Factoring in Kaeding’s early plans of running the dirt races that don’t overlap with NARC, the Silver Crown schedule lists three such events — a pair of Illinois miles, the Illinois State Fairgrounds (Aug. 19th) and the DuQuoin State Fairgrounds (Sept. 2nd), along with Eldora Speedway’s Four Crown Nationals on Sept. 22-23.
Kaeding fared well at the two Illinois tracks during his first stint with USAC. While he didn’t collect a win at either, he did notch three podiums and 11 top-10s in a combined 17 starts across both facilities.
Wheeling a Silver Crown car around a mile for 100 laps requires a much different approach than any sprint car or midget race. It’s an experience Kaeding believes helped him greatly as a driver and one he’s looking forward to relearning.
“It’s cool, the time you’re on the throttle, how you change driving the car from the beginning of the race, how the track changes,” Kaeding explained. “It goes from the early stages of the race when its kind of heavy and wet, and at the end of the races its slow and slick and in the rubber. It creates a very diverse driver, in my opinion.”
Eldora presents its own unique challenge being a high-banked half-mile with only a 50-lap feature. The Silver Crown Cars traditionally punctuate 4 Crown, hitting the track after the three other divisions have left the surface ice-slick and technical. Kaeding’s best finish with Silver Crown at Eldora is fifth, but he’s a multi-time winner there with the USAC National Sprint Cars.
“Eldora has always been fun in the Crown cars,” Kaeding said. “At the 4 Crown, they’ve always been last, so it’s always slick and slow, which is a guaranteed trait with that car. They’re so big, heavy, and the length of them makes the reaction slow. It definitely takes a knack to get around that track, the way that the car reacts and all that stuff. They were always a lot of fun.”
While Kaeding hopes to grow the program into a contender, his current perspective is one of mostly appreciation. After so many years away, Kaeding wasn’t sure if an opportunity would arise again, making him all the more grateful for the chance.
“I’m really excited about it,” Kaeding said. “I couldn’t thank Mike and his family enough for what they’re doing for the effort. I’m just really excited about it and can’t wait to get going.”
Kaeding also understands the vastly different circumstance surrounding this venture. When he first began racing with the Silver Crown Series, he was looking to make a name for himself while battling wheel-to-wheel with some of his heroes. Now, he returns as a three-time champion to race against competitors who might’ve grown up watching him.
“It’s actually really cool,” Kaeding said of his comeback. “My first year was in 2000. I think my first start was in ’99 at Irwindale, but 2000 was my first somewhat full year with Rollie Helmling. At that time there were some guys from back in the day that had stepped back into it, Brad Noffsinger, Chuck Gurney, I think, came and did a race or two, and Jimmy Sills came back and did some racing. I watched all of those guys race. They were heroes of mine, so to get to race against them when I was starting out in the series was pretty cool.
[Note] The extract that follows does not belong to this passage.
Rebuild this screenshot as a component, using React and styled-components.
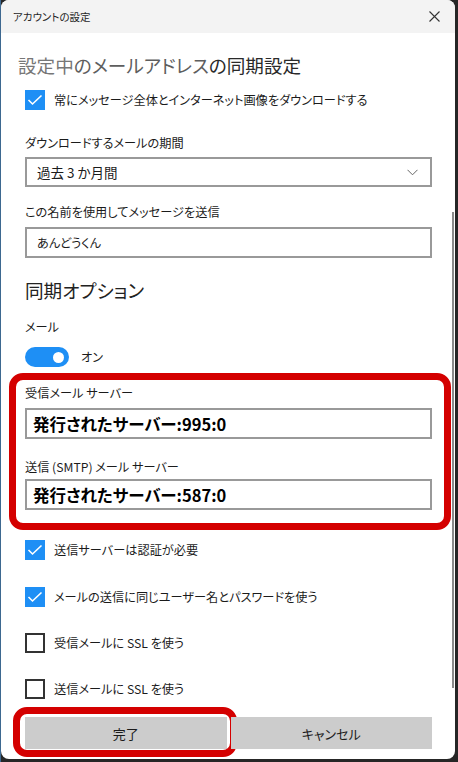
import React from "react";
import styled, { createGlobalStyle } from "styled-components";

const Global = createGlobalStyle`
  html, body { margin: 0; padding: 0; }
  body {
    background: linear-gradient(to right, #3d6890 0 1px, #262626 1px);
    width: 458px; height: 762px; overflow: hidden;
    font-family: "Noto Sans CJK JP", "Noto Sans", sans-serif;
    font-feature-settings: "palt";
    color: #1b1b1b;
  }
`;

const Window = styled.div`
  margin-left: 1px;
  width: 454px;
  height: 759px;
  background: #fff;
  border-radius: 8px;
  overflow: hidden;
  display: flex;
  flex-direction: column;
`;

const TitleBar = styled.div`
  height: 33px;
  flex: none;
  background: #f3f3f3;
  display: flex;
  align-items: center;
  justify-content: space-between;
  padding: 0 15px 0 12px;
  font-size: 10.5px;
  color: #1f1f1f;
`;

const Body = styled.div`
  flex: 1;
  display: flex;
  min-height: 0;
`;

const Content = styled.div`
  flex: 1;
  display: flex;
  flex-direction: column;
  padding: 0 19px 10px 24px;
`;

const Track = styled.div`
  width: 4px;
  flex: none;
  display: flex;
  flex-direction: column;
`;

const Thumb = styled.div`
  margin-top: 179px;
  margin-left: 1px;
  width: 2px;
  height: 476px;
  background: #8a8a8a;
`;

const Heading = styled.div`
  margin-top: ${(p) => p.$mt}px;
  margin-left: ${(p) => p.$ml || 0}px;
  font-size: 18.6px;
  line-height: 28px;
  color: #222;
  white-space: nowrap;
`;

const Tone = styled.span`
  color: ${(p) => p.$c};
`;

const Label = styled.div`
  margin-top: ${(p) => p.$mt}px;
  font-size: 12.2px;
  line-height: 20px;
  height: 20px;
  white-space: nowrap;
`;

const Row = styled.div`
  margin-top: ${(p) => p.$mt}px;
  height: 20px;
  display: flex;
  align-items: center;
  gap: ${(p) => p.$gap || 9}px;
  font-size: 12.2px;
  white-space: nowrap;
`;

const Box = styled.div`
  width: 20px;
  height: 20px;
  box-sizing: border-box;
  flex: none;
  display: flex;
  align-items: center;
  justify-content: center;
  background: ${(p) => (p.$on ? "#1e8ff5" : "#fff")};
  border: ${(p) => (p.$on ? "none" : "2px solid #333")};
`;

const Field = styled.div`
  margin-top: ${(p) => p.$mt}px;
  height: ${(p) => p.$h}px;
  box-sizing: border-box;
  border: 2px solid #999;
  display: flex;
  align-items: center;
  justify-content: space-between;
  padding: 0 12px 0 ${(p) => p.$pl}px;
  font-size: ${(p) => p.$fs}px;
  font-weight: ${(p) => (p.$bold ? 700 : 400)};
  color: ${(p) => (p.$bold ? "#000" : "#1b1b1b")};
  white-space: nowrap;
`;

const Toggle = styled.div`
  width: 44px;
  height: 20px;
  border-radius: 10px;
  background: #1e8ff5;
  display: flex;
  align-items: center;
  justify-content: flex-end;
  padding-right: 5px;
  box-sizing: border-box;
  flex: none;
`;

const Knob = styled.div`
  width: 11px;
  height: 11px;
  border-radius: 50%;
  background: #fff;
`;

const Highlight = styled.div`
  margin: 6px -19px 0 -16px;
  border: 7px solid #d40000;
  border-radius: 14px;
  padding: 3px 12px 13px 9px;
  display: flex;
  flex-direction: column;
`;

const Buttons = styled.div`
  margin-top: 18px;
  display: grid;
  grid-template-columns: 1fr 1fr;
  gap: 4px;
`;

const Button = styled.div`
  position: relative;
  height: 32px;
  background: #cccccc;
  display: flex;
  align-items: center;
  justify-content: center;
  font-size: 13px;
  color: #1b1b1b;
  ${(p) =>
    p.$marked &&
    `
    &::after {
      content: "";
      position: absolute;
      left: -12px; top: -10px; right: -10px; bottom: -8px;
      border: 7px solid #d40000;
      border-radius: 14px;
    }
  `}
`;

const Check = () => (
  <svg width="16" height="12" viewBox="0 0 16 12">
    <polyline points="1.5,6 5.5,10 14.5,1.5" fill="none" stroke="#fff" strokeWidth="1.6" />
  </svg>
);

const CheckRow = ({ mt, on, children }) => (
  <Row $mt={mt}>
    <Box $on={on}>{on && <Check />}</Box>
    <span>{children}</span>
  </Row>
);

export default function App() {
  return (
    <>
      <Global />
      <Window>
        <TitleBar>
          <span>アカウントの設定</span>
          <svg width="11" height="11" viewBox="0 0 11 11">
            <path d="M0.5 0.5 L10.5 10.5 M10.5 0.5 L0.5 10.5" stroke="#333" strokeWidth="1.1" />
          </svg>
        </TitleBar>
        <Body>
          <Content>
            <Heading $mt={18} $ml={-7}>
              <Tone $c="#777">設定中</Tone>
              <Tone $c="#5e5e5e">のメールアドレス</Tone>
              <Tone $c="#2a2a2a">の同期設定</Tone>
            </Heading>
            <CheckRow mt={11} on>常にメッセージ全体とインターネット画像をダウンロードする</CheckRow>
            <Label $mt={23}>ダウンロードするメールの期間</Label>
            <Field $mt={4} $h={30} $pl={10} $fs={13.5}>
              <span>過去 3 か月間</span>
              <svg width="11" height="7" viewBox="0 0 11 7">
                <polyline points="0.5,0.8 5.5,5.8 10.5,0.8" fill="none" stroke="#666" strokeWidth="1" />
              </svg>
            </Field>
            <Label $mt={15}>この名前を使用してメッセージを送信</Label>
            <Field $mt={5} $h={31} $pl={10} $fs={12.2}>あんどうくん</Field>
            <Heading $mt={18}>同期オプション</Heading>
            <Label $mt={13}>メール</Label>
            <Row $mt={10} $gap={12}>
              <Toggle>
                <Knob />
              </Toggle>
              <span>オン</span>
            </Row>
            <Highlight>
              <Label $mt={0}>受信メール サーバー</Label>
              <Field $mt={5} $h={31} $pl={6} $fs={16.5} $bold>発行されたサーバー:995:0</Field>
              <Label $mt={18}>送信 (SMTP) メール サーバー</Label>
              <Field $mt={2} $h={31} $pl={6} $fs={16.5} $bold>発行されたサーバー:587:0</Field>
            </Highlight>
            <CheckRow mt={10} on>送信サーバーは認証が必要</CheckRow>
            <CheckRow mt={27} on>メールの送信に同じユーザー名とパスワードを使う</CheckRow>
            <CheckRow mt={26}>受信メールに SSL を使う</CheckRow>
            <CheckRow mt={26}>送信メールに SSL を使う</CheckRow>
            <Buttons>
              <Button $marked>完了</Button>
              <Button>キャンセル</Button>
            </Buttons>
          </Content>
          <Track>
            <Thumb />
          </Track>
        </Body>
      </Window>
    </>
  );
}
To go back to the series being a past champion and having had quite a bit of success in the series as a whole makes me pretty excited to go back.
“I don’t know if any of these guys even know who the hell I am,” Kaeding added with a laugh. “It’s been a long time, but hopefully we can get our program together good enough that we can make an impact, and if they didn’t know who I was, they will at the end of the year.”